### Written problem
Reproduce all of the data below without alteration; exclude every picture.

### Dataset extract
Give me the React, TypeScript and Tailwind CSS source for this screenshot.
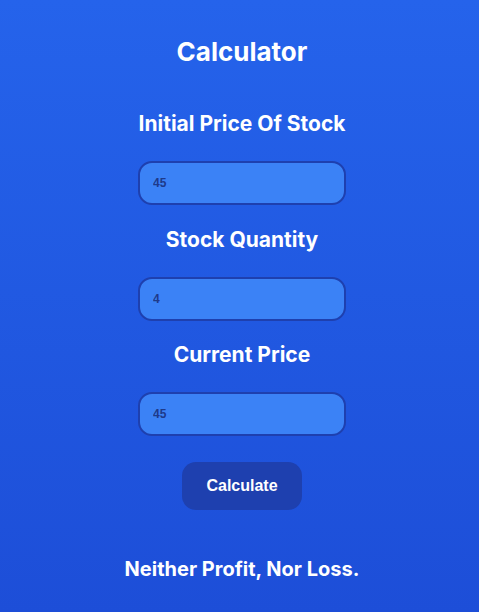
import { useState } from 'react';

interface FieldProps {
    label: string;
    value: string;
    onChange: (v: string) => void;
    className: string;
}

function Field({ label, value, onChange, className }: FieldProps) {
    return (
        <>
            <label className={`font-['Inter','Noto_Sans',sans-serif] text-[21px] font-bold leading-[30px] text-white ${className}`}>
                {label}
            </label>
            <input
                value={value}
                onChange={(e) => onChange(e.target.value)}
                className="mt-[22px] h-[44px] w-[208px] rounded-[14px] border-2 border-[#1e40af] bg-[#3b82f6] px-[13px] font-['Liberation_Sans',Arial,sans-serif] text-[12px] font-bold text-[#1e3a8a] outline-none"
            />
        </>
    );
}

export default function App() {
    const [initial, setInitial] = useState('45');
    const [qty, setQty] = useState('4');
    const [current, setCurrent] = useState('45');

    return (
        <div className="flex min-h-[612px] flex-col items-center bg-gradient-to-b from-[#2563eb] to-[#1d4ed8] pl-[5px] pt-9">
            <h1 className="font-['Inter','Noto_Sans',sans-serif] text-[26px] font-bold leading-[32px] text-white">
                Calculator
            </h1>
            <Field label="Initial Price Of Stock" value={initial} onChange={setInitial} className="mt-[41px]" />
            <Field label="Stock Quantity" value={qty} onChange={setQty} className="mt-[20px]" />
            <Field label="Current Price" value={current} onChange={setCurrent} className="mt-[19px]" />
            <button className="mt-[26px] h-[48px] w-[120px] rounded-[14px] bg-[#1e40af] font-['Liberation_Sans',Arial,sans-serif] text-[16px] font-bold text-white">
                Calculate
            </button>
            <p className="mt-[45px] font-['Inter','Noto_Sans',sans-serif] text-[20px] font-bold leading-[28px] text-white">
                Neither Profit, Nor Loss.
            </p>
        </div>
    );
}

### Result below
Give me the React, TypeScript and Tailwind CSS source for this screenshot.
import { useState } from 'react';

interface FieldProps {
    label: string;
    value: string;
    onChange: (v: string) => void;
    className: string;
}

function Field({ label, value, onChange, className }: FieldProps) {
    return (
        <>
            <label className={`font-['Inter','Noto_Sans',sans-serif] text-[21px] font-bold leading-[30px] text-white ${className}`}>
                {label}
            </label>
            <input
                value={value}
                onChange={(e) => onChange(e.target.value)}
                className="mt-[22px] h-[44px] w-[208px] rounded-[14px] border-2 border-[#1e40af] bg-[#3b82f6] px-[13px] font-['Liberation_Sans',Arial,sans-serif] text-[12px] font-bold text-[#1e3a8a] outline-none"
            />
        </>
    );
}

export default function App() {
    const [initial, setInitial] = useState('45');
    const [qty, setQty] = useState('4');
    const [current, setCurrent] = useState('45');

    return (
        <div className="flex min-h-[612px] flex-col items-center bg-gradient-to-b from-[#2563eb] to-[#1d4ed8] pl-[5px] pt-9">
            <h1 className="font-['Inter','Noto_Sans',sans-serif] text-[26px] font-bold leading-[32px] text-white">
                Calculator
            </h1>
            <Field label="Initial Price Of Stock" value={initial} onChange={setInitial} className="mt-[41px]" />
            <Field label="Stock Quantity" value={qty} onChange={setQty} className="mt-[20px]" />
            <Field label="Current Price" value={current} onChange={setCurrent} className="mt-[19px]" />
            <button className="mt-[26px] h-[48px] w-[120px] rounded-[14px] bg-[#1e40af] font-['Liberation_Sans',Arial,sans-serif] text-[16px] font-bold text-white">
                Calculate
            </button>
            <p className="mt-[45px] font-['Inter','Noto_Sans',sans-serif] text-[20px] font-bold leading-[28px] text-white">
                Neither Profit, Nor Loss.
            </p>
        </div>
    );
}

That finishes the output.